**Task to carry out:** List all lines of the data that include the string "styles".

**Dataset section:**
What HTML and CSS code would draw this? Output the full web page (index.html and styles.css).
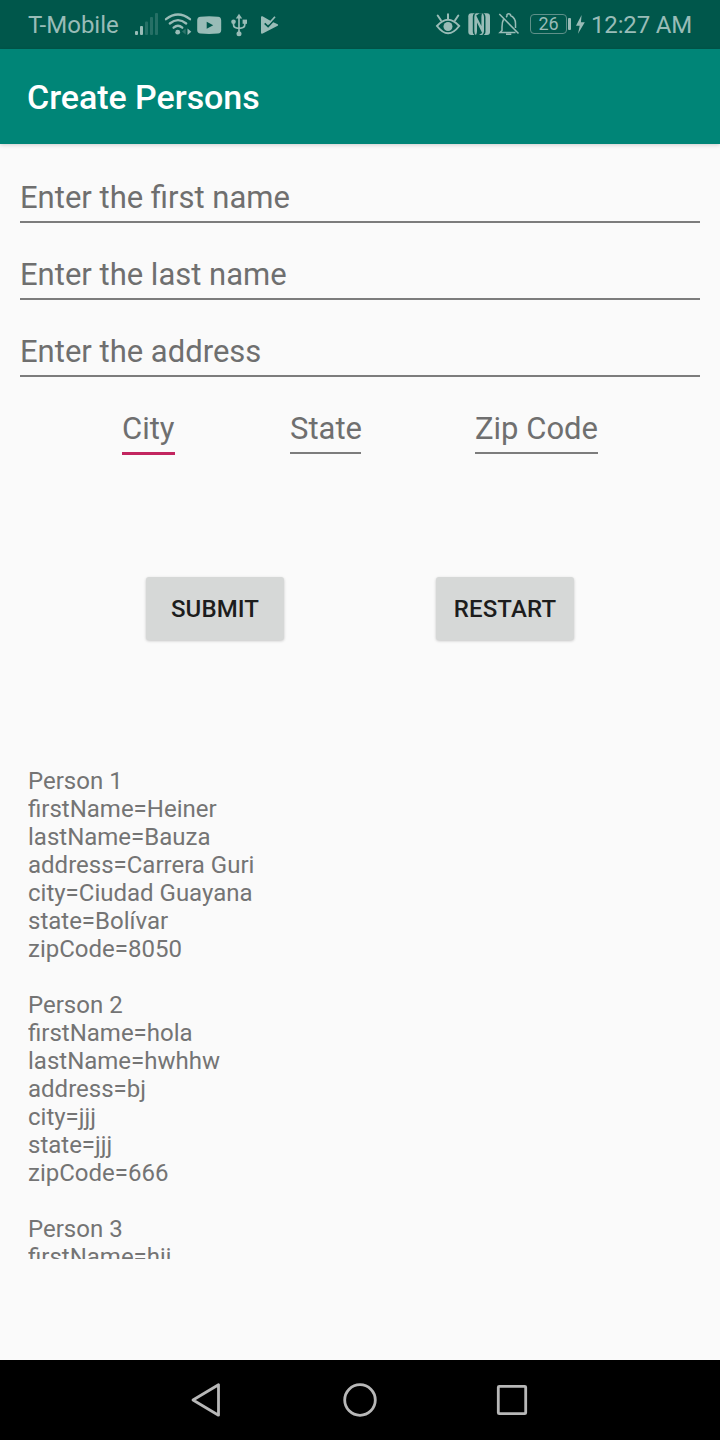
FILE: index.html
```html
<!DOCTYPE html>
<html lang="en">
<head>
<meta charset="utf-8">
<title>Create Persons</title>
<link rel="stylesheet" href="styles.css">
</head>
<body>
<div class="screen">
  <header class="status">
    <span class="carrier">T-Mobile</span>
    <svg class="signal" width="30" height="49" viewBox="132 0 30 49"><g fill="currentColor"><rect x="135" y="31" width="3" height="4" rx="1"/><rect x="140" y="26" width="3" height="9" rx="1"/><g opacity=".25"><rect x="145" y="21.500" width="3" height="13.500" rx="1"/><rect x="150" y="17" width="3" height="18" rx="1"/><rect x="155" y="13" width="3" height="22" rx="1"/></g></g></svg>
    <svg width="32" height="49" viewBox="162 0 32 49"><g fill="none" stroke="currentColor" stroke-width="2.300" stroke-linecap="round"><path d="M166 19.200Q178 9.800 190 19.200M169.800 23.500Q178 16.700 186.200 23.500M173.600 27.700Q178 23.900 182.300 27.700"/></g><circle cx="177.700" cy="32.200" r="2.400" fill="currentColor"/><path d="M185.700 28.500v6l-3.700-3z" fill="currentColor" opacity=".3"/><path d="M187.500 28.500v6.500l3.800-3.200z" fill="currentColor"/></svg>
    <svg width="32" height="49" viewBox="194 0 32 49"><path fill="currentColor" fill-rule="evenodd" d="M200.500 16.700Q209 16 218 16.700Q221.200 17 221.200 20.500V30Q221.200 33.300 218 33.600Q209 34.400 200.500 33.600Q197.200 33.300 197.200 30V20.500Q197.200 17 200.500 16.700zM206.700 21.700v7.100l6.500-3.600z"/></svg>
    <svg width="30" height="49" viewBox="226 0 30 49"><g fill="none" stroke="currentColor" stroke-width="1.700"><path d="M239 16V34M233.500 21V24.500Q233.500 28.300 239 28.300Q244.800 28.300 244.800 24.500V21"/></g><g fill="currentColor"><path d="M235.800 18.500L239 13.800l3.200 4.700z"/><circle cx="233.500" cy="21.700" r="2.300"/><rect x="242.600" y="19.600" width="4.400" height="4.200"/><circle cx="239" cy="33.700" r="2.500"/></g></svg>
    <svg width="30" height="49" viewBox="256 0 30 49"><path fill="currentColor" d="M261 17.200Q261 15.700 262.500 16.300L269 20L272.800 22L277.700 24.200Q278.700 25 277.700 25.700L262.700 33.600Q261 34.200 261 32.500z"/><path d="M264.700 23.300l3.400 3.300 6.300-7" fill="none" stroke="#00574b" stroke-width="1.700"/><path d="M268.500 24l6.500-7.300" fill="none" stroke="currentColor" stroke-width="1.700"/></svg>
    <svg class="eye" width="32" height="49" viewBox="432 0 32 49"><g fill="none" stroke="currentColor" stroke-width="2"><path d="M437 26Q448 13.500 459.200 26Q448 40.500 437 26z"/><path stroke-linecap="round" d="M437.700 15.500l3.200 4.800M448 14.200v4.700M458.300 15.500l-3.200 4.800"/></g><circle cx="448" cy="26.500" r="4.500" fill="currentColor"/></svg>
    <svg width="30" height="49" viewBox="464 0 30 49"><rect x="468.300" y="13.200" width="21.700" height="21.800" rx="3" fill="currentColor"/><g fill="#00574b"><path d="M476 13.200h-1.500Q472.800 14 472.800 16.500V32Q472.800 34 474.500 35h1.500Q474.300 34 474.300 31V17Q474.300 14 476 13.200z"/><path d="M482.300 13.200h1.500Q485.500 14.500 485.500 17V32Q485.500 34 483.800 35h-1.500Q484 33.800 484 31V17Q484 14.500 482.300 13.200z"/><path d="M477 22.500L482.200 33Q480.500 34 479 35H476Q477 33.500 477 31z"/><path d="M481.400 26L476.200 15.500Q478 14.500 479.500 13.200H482.400Q481.400 14.500 481.400 17z"/></g></svg>
    <svg width="33" height="49" viewBox="494 0 33 49"><g fill="none" stroke="currentColor" stroke-width="1.500"><path d="M499.300 14l19.200 19.500M503.500 19.500Q502 22 502 27V30.500L500 32.500H515.500M506 17.200Q507 16.700 507 15.500V14.500Q508.700 13 510.500 14.500V15.500Q515.500 17.800 515.500 23.500V28M506 34.200H511.300"/></g></svg>
    <span class="battery">26</span><span class="terminal"></span>
    <svg width="16" height="49" viewBox="572 0 16 49"><path fill="currentColor" d="M581.600 15L576 25.800h3.700L578 33.800 584.800 22.300h-3.900z"/></svg>
    <time class="clock">12:27 AM</time>
  </header>
  <div class="appbar"><h1 class="title">Create Persons</h1></div>
  <main class="content">
    <div class="field">Enter the first name</div>
    <div class="field">Enter the last name</div>
    <div class="field">Enter the address</div>
    <div class="places">
      <div class="field city">City</div>
      <div class="field state">State</div>
      <div class="field zip">Zip Code</div>
    </div>
    <div class="actions">
      <button class="button">SUBMIT</button>
      <button class="button">RESTART</button>
    </div>
    <div class="people">Person 1
firstName=Heiner
lastName=Bauza
address=Carrera Guri
city=Ciudad Guayana
state=Bolívar
zipCode=8050

Person 2
firstName=hola
lastName=hwhhw
address=bj
city=jjj
state=jjj
zipCode=666

Person 3
firstName=hjj</div>
  </main>
  <nav class="navbar">
    <svg width="720" height="80" viewBox="0 0 720 80"><g fill="none" stroke="#b8b8b8" stroke-width="2.800" stroke-linejoin="round"><path d="M193 40L218.500 24.800V55.200z"/><circle cx="360" cy="40" r="15.300"/><rect x="498.300" y="26.300" width="27.400" height="27.400" rx="1"/></g></svg>
  </nav>
</div>
</body>
</html>
```
FILE: styles.css
```css
* { box-sizing: border-box; }
body { margin: 0; font-family: Roboto, "Liberation Sans", sans-serif; background: #fafafa; }
.screen { width: 720px; height: 1440px; display: flex; flex-direction: column; overflow: hidden; }
.status { height: 49px; flex: none; display: flex; align-items: center; padding-left: 28px; background: #00574b; color: #99bcb7; white-space: nowrap; }
.status svg { flex: none; display: block; }
.carrier { width: 104px; padding-top: 2px; font-size: 24px; line-height: 47px; }
.eye { margin-left: 146px; }
.battery { width: 37px; height: 20px; margin: 0 1px 1px 3px; border: 1.500px solid #5f9089; border-radius: 4px; font-size: 18px; line-height: 18px; text-align: center; }
.terminal { width: 3px; height: 12px; margin: 0 1px 1px 0; border-radius: 1px; background: #99bcb7; }
.clock { margin-left: 3px; padding-top: 2px; font-size: 24px; line-height: 47px; letter-spacing: -.15px; }
.appbar { position: relative; height: 95px; flex: none; display: flex; align-items: center; padding-left: 27px; background: #008577; box-shadow: 0 1px 4px rgba(0,0,0,.18); }
.title { margin: 0; color: #fff; font-size: 34px; font-weight: 500; line-height: 40px; letter-spacing: -.05px; }
.content { flex: 1; display: flex; flex-direction: column; padding: 33px 20px 0; color: #6f6f6f; }
.field { height: 46px; margin-bottom: 31px; border-bottom: 2px solid #7c7c7c; font-size: 31px; line-height: 41px; white-space: nowrap; }
.places { display: flex; padding-left: 102px; }
.city { width: 53px; height: 47px; margin-bottom: 30px; border-bottom: 3px solid #c2255f; }
.state { width: 71px; margin-left: 115px; }
.zip { width: 123px; margin-left: 114px; }
.actions { display: flex; gap: 152px; padding-left: 126px; margin-top: 92px; }
.button { width: 138px; height: 63px; padding: 2px 0 0; border: 0; border-radius: 3px; background: #d6d8d7; color: #1d1d1d; font: 500 24px/61px Roboto, sans-serif; letter-spacing: .1px; box-shadow: 0 1px 3px rgba(0,0,0,.22); }
.people { height: 492px; margin: 127px 8px 0; overflow: hidden; font-size: 24px; line-height: 28px; white-space: pre-line; color: #747474; }
.navbar { height: 80px; flex: none; background: #000; }
```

**Result of the task:**
What HTML and CSS code would draw this? Output the full web page (index.html and styles.css).
<link rel="stylesheet" href="styles.css">
FILE: styles.css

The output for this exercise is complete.